Xu Liao ^1,2 Le Li ^1* Chuangxia Huang ^2,3 Xian Zhao ^1,2 Shumin Tan ¹

• ¹ School of Meteorology and Oceanography, National University of Defense Technology,, Changsha, Anhui Province, China
• ² School of Mathematics and Statistics, Changsha University of Science and Technology,, Changsha, Anhui Province, China
• ³ College of Science, Hunan University of Science and Engineering, Yongzhou, China

How to improve the success rate of autonomous underwater vehicle (AUV) path planning and reduce travel time as much as possible is a very challenging and crucial problem in the practical applications of AUV in the complex ocean current environment.

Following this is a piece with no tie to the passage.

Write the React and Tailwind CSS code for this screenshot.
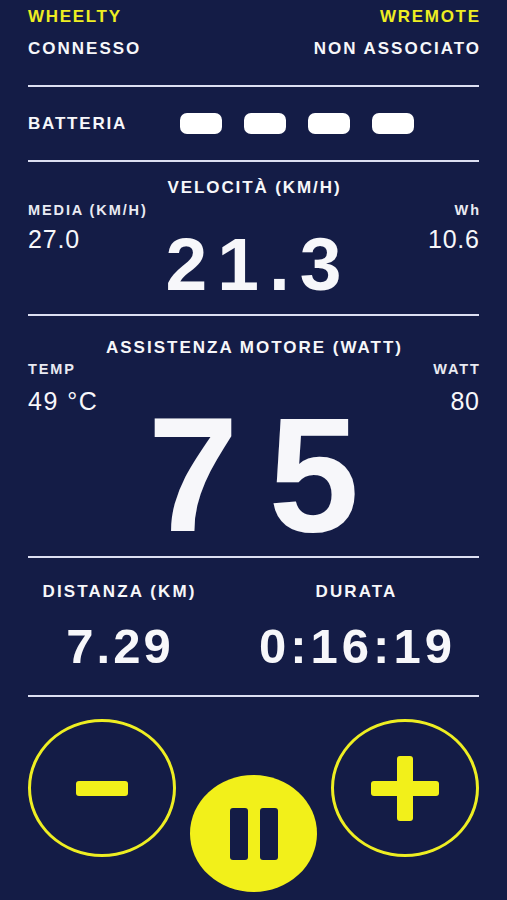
import React from "react";

const F = { fontFamily: '"Liberation Sans", Arial, sans-serif' };

function Line() {
  return <div className="h-[2px] w-full bg-[#dcdff2]" />;
}

export default function App() {
  return (
    <div
      className="w-[507px] h-[900px] overflow-hidden bg-[#141c46] px-[28px] text-[#f7f7fa] flex flex-col"
      style={F}
    >
      {/* header */}
      <div className="mt-[8px] flex justify-between text-[17px] leading-none font-bold tracking-[1.7px] text-[#eeee22]">
        <span>WHEELTY</span>
        <span className="-mr-[1.7px]">WREMOTE</span>
      </div>
      <div className="mt-[15px] flex justify-between text-[17px] leading-none font-bold tracking-[2px]">
        <span>CONNESSO</span>
        <span className="-mr-[2px]">NON ASSOCIATO</span>
      </div>
      <div className="mt-[28px]">
        <Line />
      </div>

      {/* battery */}
      <div className="mt-[26px] h-[21px] flex items-center">
        <span className="w-[152px] text-[17px] leading-none font-bold tracking-[1.8px]">BATTERIA</span>
        <div className="flex gap-[22px]">
          <div className="w-[42px] h-[21px] rounded-[7px] bg-white" />
          <div className="w-[42px] h-[21px] rounded-[7px] bg-white" />
          <div className="w-[42px] h-[21px] rounded-[7px] bg-white" />
          <div className="w-[42px] h-[21px] rounded-[7px] bg-white" />
        </div>
      </div>
      <div className="mt-[26px]">
        <Line />
      </div>

      {/* speed */}
      <div className="mt-[17px] pl-[2px] text-center text-[17px] leading-none font-bold tracking-[1.9px]">
        VELOCITÀ (KM/H)
      </div>
      <div className="mt-[7px] grid grid-cols-[1fr_auto_1fr] items-start">
        <div className="flex flex-col items-start">
          <span className="text-[14.5px] leading-none font-bold tracking-[1.9px] text-[#e9eaf2] whitespace-nowrap">MEDIA (KM/H)</span>
          <span className="mt-[9px] text-[25px] leading-none tracking-[0.8px]">27.0</span>
        </div>
        <div className="mt-[24px] pl-[10px] text-[75px] leading-none font-bold tracking-[10px]">21.3</div>
        <div className="flex flex-col items-end">
          <span className="text-[14.5px] leading-none font-bold tracking-[1.9px] -mr-[1.9px] text-[#e9eaf2]">Wh</span>
          <span className="mt-[9px] text-[25px] leading-none tracking-[0.8px] -mr-[0.8px]">10.6</span>
        </div>
      </div>
      <div className="mt-[12px]">
        <Line />
      </div>

      {/* motor */}
      <div className="mt-[23px] pl-[2px] text-center text-[17px] leading-none font-bold tracking-[2px]">
        ASSISTENZA MOTORE (WATT)
      </div>
      <div className="mt-[6px] grid grid-cols-[1fr_auto_1fr] items-start">
        <div className="flex flex-col items-start">
          <span className="text-[14.5px] leading-none font-bold tracking-[1.9px] text-[#e9eaf2]">TEMP</span>
          <span className="mt-[12px] text-[25px] leading-none tracking-[1.5px] whitespace-nowrap">49 °C</span>
        </div>
        <div className="mt-[31px] pl-[30px] text-[163px] leading-none font-bold tracking-[30px]">75</div>
        <div className="flex flex-col items-end">
          <span className="text-[14.5px] leading-none font-bold tracking-[1.9px] -mr-[1.9px] text-[#e9eaf2]">WATT</span>
          <span className="mt-[12px] text-[25px] leading-none tracking-[0.8px] -mr-[0.8px]">80</span>
        </div>
      </div>
      <div className="mt-0">
        <Line />
      </div>

      {/* stats */}
      <div className="-ml-[28px] w-[474px] mt-[25px] grid grid-cols-2">
        <div className="flex flex-col items-center">
          <span className="pl-[2px] text-[17px] leading-none font-bold tracking-[2.1px]">DISTANZA (KM)</span>
          <span className="mt-[22px] pl-[3px] text-[49px] leading-none font-bold tracking-[3px]">7.29</span>
        </div>
        <div className="flex flex-col items-center">
          <span className="pl-[2px] text-[17px] leading-none font-bold tracking-[2.1px]">DURATA</span>
          <span className="mt-[22px] pl-[4px] text-[49px] leading-none font-bold tracking-[4px]">0:16:19</span>
        </div>
      </div>
      <div className="mt-[24px]">
        <Line />
      </div>

      {/* controls */}
      <div className="mt-[22px] flex justify-between items-start">
        <button className="w-[148px] h-[138px] rounded-[50%] border-[3px] border-[#eeee22] flex items-center justify-center">
          <div className="w-[52px] h-[15px] rounded-[3px] bg-[#f2f01a]" />
        </button>
        <button className="mt-[56px] w-[127px] h-[117px] rounded-[50%] bg-[#f2f01a] flex items-center justify-center gap-[12px]">
          <div className="w-[18px] h-[52px] rounded-[3px] bg-[#141c46]" />
          <div className="w-[18px] h-[52px] rounded-[3px] bg-[#141c46]" />
        </button>
        <button className="w-[148px] h-[138px] rounded-[50%] border-[3px] border-[#eeee22] flex items-center justify-center">
          <div className="relative w-[68px] h-[65px]">
            <div className="absolute left-0 top-[25px] w-[68px] h-[15px] rounded-[3px] bg-[#f2f01a]" />
            <div className="absolute left-[26px] top-0 w-[16px] h-[65px] rounded-[3px] bg-[#f2f01a]" />
          </div>
        </button>
      </div>
    </div>
  );
}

Traditional reinforcement learning algorithms lack exploration of the environment, and the strategies learned by the agent may not generalize well to other different environments. To address these challenges, we propose a novel AUV path planning algorithm named the Noisy Dueling Double Deep Q-Network (ND3QN) algorithm by modifying the reward function and introducing a noisy network, which generalizes the traditional D3QN algorithm. Compared with the classical algorithm (e.g., Rapidly-exploring Random Trees Star (RRT*), DQN, and D3QN), with simulation experiments conducted in realistic terrain and ocean currents, the proposed ND3QN algorithm demonstrates the outstanding characteristics of a higher success rate of AUV path planning, shorter travel time, and smoother paths.